456 Letter 288 To The Right Hon. Lady Hervey. Arlington Street, Oct. 17, 1758.

Your ladyship, I hope, will not think that such a strange thing as my own picture seems of consequence enough to me to write a letter about it: but obeying your commands does seem so; lest you should return and think I had neglected it, I must say that I have come to town three several times on purpose, but Mr. Ramsay (I will forgive him) has been constantly Out of town. So much for that.

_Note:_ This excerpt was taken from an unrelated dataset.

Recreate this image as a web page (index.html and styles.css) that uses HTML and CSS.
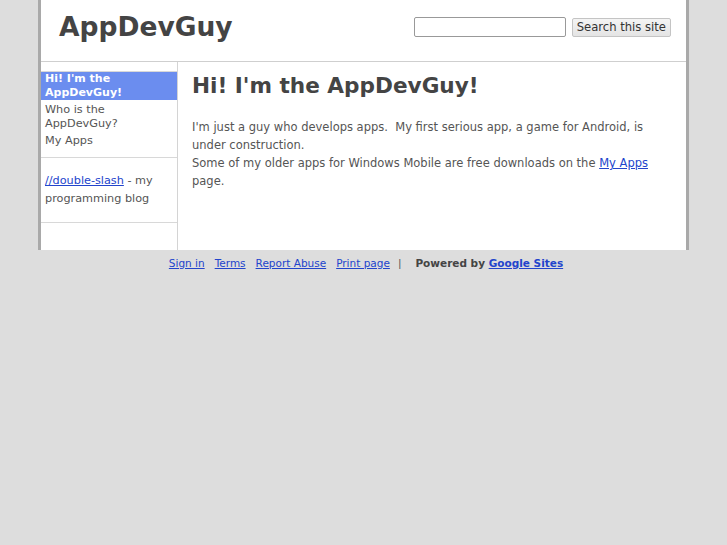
FILE: index.html
```html
<!DOCTYPE html>
<html>
<head>
<meta charset="utf-8">
<title>AppDevGuy</title>
<link rel="stylesheet" href="styles.css">
</head>
<body>
<div class="page">
  <div class="header">
    <div class="site-title">AppDevGuy</div>
    <form class="search">
      <input class="search-input" type="text">
      <button class="search-btn" type="button">Search this site</button>
    </form>
  </div>
  <div class="body">
    <div class="sidebar">
      <ul class="nav">
        <li class="nav-item current">Hi! I'm the AppDevGuy!</li>
        <li class="nav-item">Who is the AppDevGuy?</li>
        <li class="nav-item">My Apps</li>
      </ul>
      <div class="side-box">
        <a href="#">//double-slash</a> - my programming blog
      </div>
    </div>
    <div class="main">
      <h1 class="page-title">Hi! I'm the AppDevGuy!</h1>
      <p class="content">I'm just a guy who develops apps.&nbsp; My first serious app, a game for Android, is under construction.<br>Some of my older apps for Windows Mobile are free downloads on the <a href="#">My Apps</a> page.</p>
    </div>
  </div>
</div>
<div class="footer">
  <a href="#">Sign in</a><a href="#">Terms</a><a href="#">Report Abuse</a><a href="#">Print page</a><span class="sep">|</span><span class="powered">Powered by <a href="#">Google Sites</a></span>
</div>
</body>
</html>
```
FILE: styles.css
```css
html, body {
  margin: 0;
  padding: 0;
  background: #dddddd;
  font-family: "DejaVu Sans", Verdana, sans-serif;
  color: #555;
}
.page {
  width: 645px;
  margin: 0 auto;
  background: #fff;
  border-left: 3px solid #a9a9a9;
  border-right: 3px solid #a9a9a9;
}
.header {
  height: 61px;
  border-bottom: 1px solid #cfcfcf;
  display: flex;
  align-items: flex-start;
  justify-content: space-between;
  padding: 0 15px 0 18px;
}
.site-title {
  font-size: 26.5px;
  font-weight: bold;
  color: #444;
  margin-top: 11px;
}
.search {
  display: flex;
  align-items: center;
  gap: 6px;
  margin: 17px 0 0 0;
}
.search-input {
  width: 148px;
  height: 16px;
  border: 1px solid #999;
  border-radius: 2px;
  padding: 1px;
  margin: 0;
}
.search-btn {
  font-family: "DejaVu Sans", sans-serif;
  font-size: 11.6px;
  color: #333;
  height: 19px;
  padding: 0 4px;
  background: linear-gradient(#f4f4f4, #e4e4e4);
  border: 1px solid #c4c4c4;
  border-radius: 2px;
  margin: 0;
}
.body {
  display: flex;
  min-height: 188px;
}
.sidebar {
  width: 136px;
  border-right: 1px solid #d4d4d4;
  padding-top: 9px;
  font-size: 11.25px;
}
.nav {
  list-style: none;
  margin: 0;
  padding: 0 0 6px 0;
  border-top: 1px solid #d8d8d8;
  border-bottom: 1px solid #d8d8d8;
}
.nav-item {
  padding: 0 4px;
  line-height: 14px;
  margin-bottom: 3px;
}
.nav-item.current {
  background: #6b8def;
  color: #fff;
  font-weight: bold;
  font-size: 11px;
}
.side-box {
  padding: 14px 4px 14px 4px;
  line-height: 18px;
  border-bottom: 1px solid #d8d8d8;
}
.side-box a {
  color: #2244cc;
}
.main {
  flex: 1;
  padding: 0 14px;
}
.page-title {
  font-size: 21.6px;
  font-weight: bold;
  color: #444;
  margin: 11px 0 0 0;
  line-height: 26px;
}
.content {
  font-size: 11.5px;
  line-height: 18px;
  margin: 19px 0 0 0;
}
.content a {
  color: #2244cc;
}
.footer {
  text-align: center;
  font-size: 10.5px;
  padding-top: 7px;
  color: #555;
}
.footer a {
  color: #2244cc;
  margin: 0 5px;
}
.footer .sep {
  margin: 0 14px 0 3px;
}
.powered {
  font-weight: bold;
  color: #444;
}
.powered a {
  margin: 0;
}
```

I would have sent you word that the King of Portugal coming along the road at midnight, which was in his own room at noon, his foot slipped, and three balls went through his body; which, however, had no other consequence than giving him a stroke of a palsy, of which he is quite recovered, except being dead.(964) Some, indeed, are so malicious as to say, that the Jesuits, who are the most conscientious men in the world, murdered him, because he had an intrigue with another man's wife: but all these histories I supposed your ladyship knew better than me, as, till I came to town yesterday, I imagined you was returned. For my own part, about whom you are sometimes so good as to interest yourself, I am as well as can be expected after the murder of a king and the death of a person of the next consequence to a king, the master of the ceremonies, poor Sir Clement,(965) who is supposed to have been suffocated by my Lady Macclesfield's(966) kissing hands.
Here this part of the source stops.